■ Written instruction: Whenever a line contains the string "with", copy it out of the entries.

■ Input records:
===
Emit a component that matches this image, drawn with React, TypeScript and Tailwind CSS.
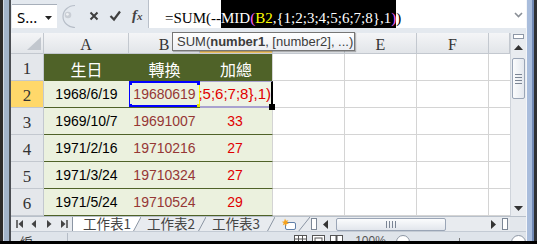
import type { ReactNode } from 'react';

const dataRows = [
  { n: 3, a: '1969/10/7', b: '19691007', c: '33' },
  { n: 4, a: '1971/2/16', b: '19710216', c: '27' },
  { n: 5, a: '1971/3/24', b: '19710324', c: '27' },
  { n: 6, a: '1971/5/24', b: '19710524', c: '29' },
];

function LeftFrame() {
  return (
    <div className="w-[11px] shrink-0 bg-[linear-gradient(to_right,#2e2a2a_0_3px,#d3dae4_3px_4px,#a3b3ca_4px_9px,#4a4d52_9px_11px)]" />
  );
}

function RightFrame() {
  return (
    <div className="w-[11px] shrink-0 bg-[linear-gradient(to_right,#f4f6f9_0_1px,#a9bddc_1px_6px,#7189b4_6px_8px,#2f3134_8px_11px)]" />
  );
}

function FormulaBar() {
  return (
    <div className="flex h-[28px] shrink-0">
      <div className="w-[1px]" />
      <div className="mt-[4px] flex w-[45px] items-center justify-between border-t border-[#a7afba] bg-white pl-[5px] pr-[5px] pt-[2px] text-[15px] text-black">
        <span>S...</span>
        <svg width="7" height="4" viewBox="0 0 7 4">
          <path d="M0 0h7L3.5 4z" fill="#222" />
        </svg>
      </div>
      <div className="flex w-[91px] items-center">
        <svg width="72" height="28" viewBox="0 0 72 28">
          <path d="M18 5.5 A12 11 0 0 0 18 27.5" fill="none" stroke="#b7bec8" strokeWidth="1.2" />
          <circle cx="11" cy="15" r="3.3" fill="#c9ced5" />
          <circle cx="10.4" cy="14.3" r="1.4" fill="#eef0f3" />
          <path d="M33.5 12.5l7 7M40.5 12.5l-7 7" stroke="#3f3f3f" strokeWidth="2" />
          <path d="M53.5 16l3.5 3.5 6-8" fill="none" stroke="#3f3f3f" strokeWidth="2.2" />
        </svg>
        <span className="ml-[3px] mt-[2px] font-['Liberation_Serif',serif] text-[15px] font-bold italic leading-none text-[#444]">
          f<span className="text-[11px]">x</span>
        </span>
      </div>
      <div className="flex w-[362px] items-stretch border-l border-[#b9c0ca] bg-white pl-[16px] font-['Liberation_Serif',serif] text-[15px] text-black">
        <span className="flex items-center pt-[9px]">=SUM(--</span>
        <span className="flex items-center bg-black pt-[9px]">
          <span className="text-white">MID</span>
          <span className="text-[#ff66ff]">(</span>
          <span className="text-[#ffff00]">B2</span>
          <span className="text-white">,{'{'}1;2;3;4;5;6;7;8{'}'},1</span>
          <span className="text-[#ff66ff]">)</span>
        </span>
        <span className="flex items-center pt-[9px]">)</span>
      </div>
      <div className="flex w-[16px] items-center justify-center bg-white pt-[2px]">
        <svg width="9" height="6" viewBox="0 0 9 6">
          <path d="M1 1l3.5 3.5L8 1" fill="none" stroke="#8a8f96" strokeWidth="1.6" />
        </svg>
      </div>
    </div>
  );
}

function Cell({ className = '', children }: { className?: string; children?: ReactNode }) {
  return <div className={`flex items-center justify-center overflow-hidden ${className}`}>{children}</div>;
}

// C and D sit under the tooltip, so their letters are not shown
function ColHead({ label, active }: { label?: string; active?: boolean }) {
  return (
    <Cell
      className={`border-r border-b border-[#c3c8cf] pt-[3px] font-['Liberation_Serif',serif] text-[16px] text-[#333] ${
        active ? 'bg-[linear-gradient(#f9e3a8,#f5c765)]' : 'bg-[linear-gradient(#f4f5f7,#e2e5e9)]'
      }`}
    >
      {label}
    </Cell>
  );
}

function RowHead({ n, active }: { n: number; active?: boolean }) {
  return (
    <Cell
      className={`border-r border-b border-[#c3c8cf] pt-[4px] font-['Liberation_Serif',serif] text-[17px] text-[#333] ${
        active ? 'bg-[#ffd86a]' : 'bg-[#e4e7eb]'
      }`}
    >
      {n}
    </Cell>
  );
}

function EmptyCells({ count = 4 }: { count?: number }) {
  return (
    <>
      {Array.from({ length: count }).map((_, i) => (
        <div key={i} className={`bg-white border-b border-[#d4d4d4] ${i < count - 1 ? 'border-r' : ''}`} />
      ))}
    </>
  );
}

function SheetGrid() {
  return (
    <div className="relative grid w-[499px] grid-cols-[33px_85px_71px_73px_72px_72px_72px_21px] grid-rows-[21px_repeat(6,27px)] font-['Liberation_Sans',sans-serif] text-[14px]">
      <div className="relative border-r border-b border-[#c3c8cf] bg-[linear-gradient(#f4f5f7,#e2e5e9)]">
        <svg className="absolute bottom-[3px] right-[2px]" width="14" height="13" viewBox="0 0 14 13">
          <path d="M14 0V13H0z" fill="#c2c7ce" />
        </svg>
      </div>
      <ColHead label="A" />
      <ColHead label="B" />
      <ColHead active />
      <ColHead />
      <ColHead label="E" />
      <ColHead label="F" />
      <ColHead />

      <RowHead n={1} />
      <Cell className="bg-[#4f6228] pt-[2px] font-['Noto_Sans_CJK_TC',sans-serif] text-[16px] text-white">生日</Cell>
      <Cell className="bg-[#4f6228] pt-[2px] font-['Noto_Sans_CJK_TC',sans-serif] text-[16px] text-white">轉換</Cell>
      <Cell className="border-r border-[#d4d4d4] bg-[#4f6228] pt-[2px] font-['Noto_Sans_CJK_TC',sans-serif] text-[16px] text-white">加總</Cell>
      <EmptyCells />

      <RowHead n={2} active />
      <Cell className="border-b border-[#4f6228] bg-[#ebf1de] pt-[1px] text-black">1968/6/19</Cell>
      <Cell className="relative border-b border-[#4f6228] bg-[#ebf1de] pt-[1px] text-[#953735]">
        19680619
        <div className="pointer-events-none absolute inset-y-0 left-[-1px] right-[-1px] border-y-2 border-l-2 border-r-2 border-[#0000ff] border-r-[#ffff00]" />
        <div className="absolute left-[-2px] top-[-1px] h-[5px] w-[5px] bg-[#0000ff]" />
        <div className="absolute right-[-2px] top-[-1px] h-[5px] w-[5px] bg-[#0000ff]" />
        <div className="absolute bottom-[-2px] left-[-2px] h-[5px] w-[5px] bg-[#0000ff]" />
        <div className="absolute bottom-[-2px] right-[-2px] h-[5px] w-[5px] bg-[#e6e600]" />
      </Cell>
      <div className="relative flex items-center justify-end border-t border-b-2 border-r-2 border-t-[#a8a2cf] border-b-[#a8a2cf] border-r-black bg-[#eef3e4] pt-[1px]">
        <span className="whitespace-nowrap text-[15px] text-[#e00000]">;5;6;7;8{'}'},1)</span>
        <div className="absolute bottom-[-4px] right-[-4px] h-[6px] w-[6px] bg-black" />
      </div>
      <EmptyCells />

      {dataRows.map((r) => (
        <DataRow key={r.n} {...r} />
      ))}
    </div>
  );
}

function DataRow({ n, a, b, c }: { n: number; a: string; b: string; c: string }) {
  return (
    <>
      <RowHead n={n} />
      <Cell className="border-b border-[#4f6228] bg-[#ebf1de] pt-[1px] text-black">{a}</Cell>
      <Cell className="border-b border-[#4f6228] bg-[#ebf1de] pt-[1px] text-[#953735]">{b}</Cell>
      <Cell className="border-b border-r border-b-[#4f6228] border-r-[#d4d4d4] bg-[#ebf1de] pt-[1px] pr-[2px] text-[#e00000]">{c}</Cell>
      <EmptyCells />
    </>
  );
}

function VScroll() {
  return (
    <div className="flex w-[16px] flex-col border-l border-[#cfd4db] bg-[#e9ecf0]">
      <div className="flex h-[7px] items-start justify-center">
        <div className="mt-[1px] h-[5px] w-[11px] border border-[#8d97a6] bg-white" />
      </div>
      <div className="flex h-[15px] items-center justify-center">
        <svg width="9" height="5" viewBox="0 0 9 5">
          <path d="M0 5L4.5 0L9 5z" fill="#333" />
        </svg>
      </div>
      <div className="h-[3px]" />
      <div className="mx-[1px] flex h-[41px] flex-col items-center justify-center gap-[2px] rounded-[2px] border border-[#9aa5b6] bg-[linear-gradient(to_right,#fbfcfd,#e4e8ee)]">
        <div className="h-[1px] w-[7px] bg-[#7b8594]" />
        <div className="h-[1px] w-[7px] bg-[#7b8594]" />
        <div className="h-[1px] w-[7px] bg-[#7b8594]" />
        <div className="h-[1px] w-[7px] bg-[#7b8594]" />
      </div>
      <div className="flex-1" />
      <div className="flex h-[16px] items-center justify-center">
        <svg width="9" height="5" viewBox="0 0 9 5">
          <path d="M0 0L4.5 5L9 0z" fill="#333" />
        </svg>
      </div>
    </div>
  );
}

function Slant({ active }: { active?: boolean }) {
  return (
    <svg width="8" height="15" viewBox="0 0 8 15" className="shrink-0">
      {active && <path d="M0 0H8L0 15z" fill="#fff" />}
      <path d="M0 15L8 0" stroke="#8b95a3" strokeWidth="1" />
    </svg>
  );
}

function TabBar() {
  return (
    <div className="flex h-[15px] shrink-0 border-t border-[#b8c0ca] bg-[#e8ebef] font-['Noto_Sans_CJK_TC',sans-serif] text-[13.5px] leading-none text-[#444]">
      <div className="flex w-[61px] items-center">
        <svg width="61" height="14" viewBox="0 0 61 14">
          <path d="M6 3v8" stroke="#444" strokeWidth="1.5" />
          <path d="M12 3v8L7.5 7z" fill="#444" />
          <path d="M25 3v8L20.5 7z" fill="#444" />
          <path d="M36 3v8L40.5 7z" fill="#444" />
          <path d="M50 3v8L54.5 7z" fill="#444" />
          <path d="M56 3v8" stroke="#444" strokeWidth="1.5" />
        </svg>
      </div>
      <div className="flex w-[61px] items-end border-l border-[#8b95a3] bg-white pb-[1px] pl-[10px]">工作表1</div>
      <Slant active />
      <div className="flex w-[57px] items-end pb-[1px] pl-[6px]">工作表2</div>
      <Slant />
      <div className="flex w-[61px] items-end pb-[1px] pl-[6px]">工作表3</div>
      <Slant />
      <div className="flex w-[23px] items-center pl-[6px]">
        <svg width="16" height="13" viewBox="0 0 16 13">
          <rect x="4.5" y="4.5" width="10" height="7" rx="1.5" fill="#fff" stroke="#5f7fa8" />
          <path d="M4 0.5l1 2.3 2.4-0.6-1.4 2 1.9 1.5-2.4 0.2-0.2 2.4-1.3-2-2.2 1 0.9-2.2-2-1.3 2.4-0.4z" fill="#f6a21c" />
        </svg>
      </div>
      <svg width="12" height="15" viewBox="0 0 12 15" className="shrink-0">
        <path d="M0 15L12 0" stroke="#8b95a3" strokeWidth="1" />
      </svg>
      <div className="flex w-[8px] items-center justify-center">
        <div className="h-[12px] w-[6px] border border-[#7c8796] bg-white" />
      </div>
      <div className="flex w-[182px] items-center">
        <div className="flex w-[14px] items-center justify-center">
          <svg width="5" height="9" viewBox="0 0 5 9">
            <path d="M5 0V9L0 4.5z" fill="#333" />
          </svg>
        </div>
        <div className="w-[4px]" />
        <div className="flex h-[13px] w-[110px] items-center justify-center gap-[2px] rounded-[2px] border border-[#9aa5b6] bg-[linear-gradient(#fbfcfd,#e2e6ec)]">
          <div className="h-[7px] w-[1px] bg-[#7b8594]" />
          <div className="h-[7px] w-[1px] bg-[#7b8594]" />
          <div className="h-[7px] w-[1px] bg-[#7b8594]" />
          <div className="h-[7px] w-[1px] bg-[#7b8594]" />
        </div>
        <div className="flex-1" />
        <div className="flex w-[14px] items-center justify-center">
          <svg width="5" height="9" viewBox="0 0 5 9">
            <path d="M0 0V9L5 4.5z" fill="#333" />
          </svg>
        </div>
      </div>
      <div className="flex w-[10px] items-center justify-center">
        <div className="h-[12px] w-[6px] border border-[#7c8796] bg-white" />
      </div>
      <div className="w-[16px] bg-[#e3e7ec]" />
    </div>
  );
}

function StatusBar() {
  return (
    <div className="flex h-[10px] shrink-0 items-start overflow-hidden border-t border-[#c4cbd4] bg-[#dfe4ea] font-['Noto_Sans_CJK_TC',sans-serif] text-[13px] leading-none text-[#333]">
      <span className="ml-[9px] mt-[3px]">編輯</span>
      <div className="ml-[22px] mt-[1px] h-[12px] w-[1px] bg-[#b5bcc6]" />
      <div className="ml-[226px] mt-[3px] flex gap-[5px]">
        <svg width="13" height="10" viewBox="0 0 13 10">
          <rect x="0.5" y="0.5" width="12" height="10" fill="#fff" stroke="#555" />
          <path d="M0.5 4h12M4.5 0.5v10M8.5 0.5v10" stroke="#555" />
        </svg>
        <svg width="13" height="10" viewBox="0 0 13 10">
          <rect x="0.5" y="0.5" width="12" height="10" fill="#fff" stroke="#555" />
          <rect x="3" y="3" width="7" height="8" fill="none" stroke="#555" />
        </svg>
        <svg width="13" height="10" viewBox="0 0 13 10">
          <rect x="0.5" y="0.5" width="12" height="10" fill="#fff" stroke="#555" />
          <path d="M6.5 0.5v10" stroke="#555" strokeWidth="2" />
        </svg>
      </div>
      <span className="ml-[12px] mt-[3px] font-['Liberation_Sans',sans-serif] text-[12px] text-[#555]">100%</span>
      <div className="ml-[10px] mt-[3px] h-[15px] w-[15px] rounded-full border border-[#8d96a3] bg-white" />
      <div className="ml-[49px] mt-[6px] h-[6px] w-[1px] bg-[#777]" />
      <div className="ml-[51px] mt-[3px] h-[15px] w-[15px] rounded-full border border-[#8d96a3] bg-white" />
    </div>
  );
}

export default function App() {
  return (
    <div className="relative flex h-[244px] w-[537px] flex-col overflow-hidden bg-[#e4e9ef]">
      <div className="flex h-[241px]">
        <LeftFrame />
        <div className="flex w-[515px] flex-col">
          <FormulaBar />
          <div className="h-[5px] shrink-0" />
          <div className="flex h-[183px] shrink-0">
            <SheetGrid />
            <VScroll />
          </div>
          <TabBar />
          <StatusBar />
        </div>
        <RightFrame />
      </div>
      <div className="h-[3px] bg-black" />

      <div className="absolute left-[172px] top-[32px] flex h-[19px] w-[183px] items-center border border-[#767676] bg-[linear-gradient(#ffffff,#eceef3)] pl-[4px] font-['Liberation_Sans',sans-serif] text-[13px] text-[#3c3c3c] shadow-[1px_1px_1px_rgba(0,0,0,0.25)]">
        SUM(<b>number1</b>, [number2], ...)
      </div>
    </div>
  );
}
===
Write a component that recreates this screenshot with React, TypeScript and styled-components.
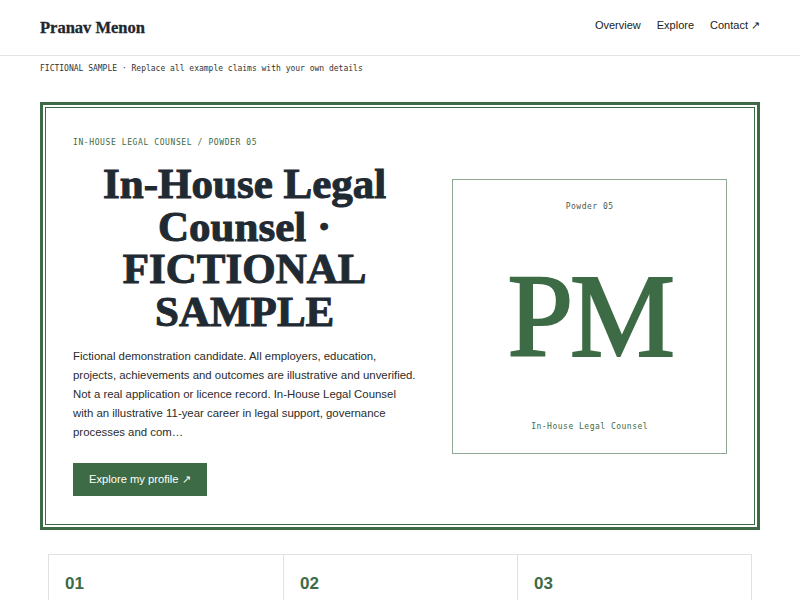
===
■ Response:
Emit a component that matches this image, drawn with React, TypeScript and Tailwind CSS.
Write a component that recreates this screenshot with React, TypeScript and styled-components.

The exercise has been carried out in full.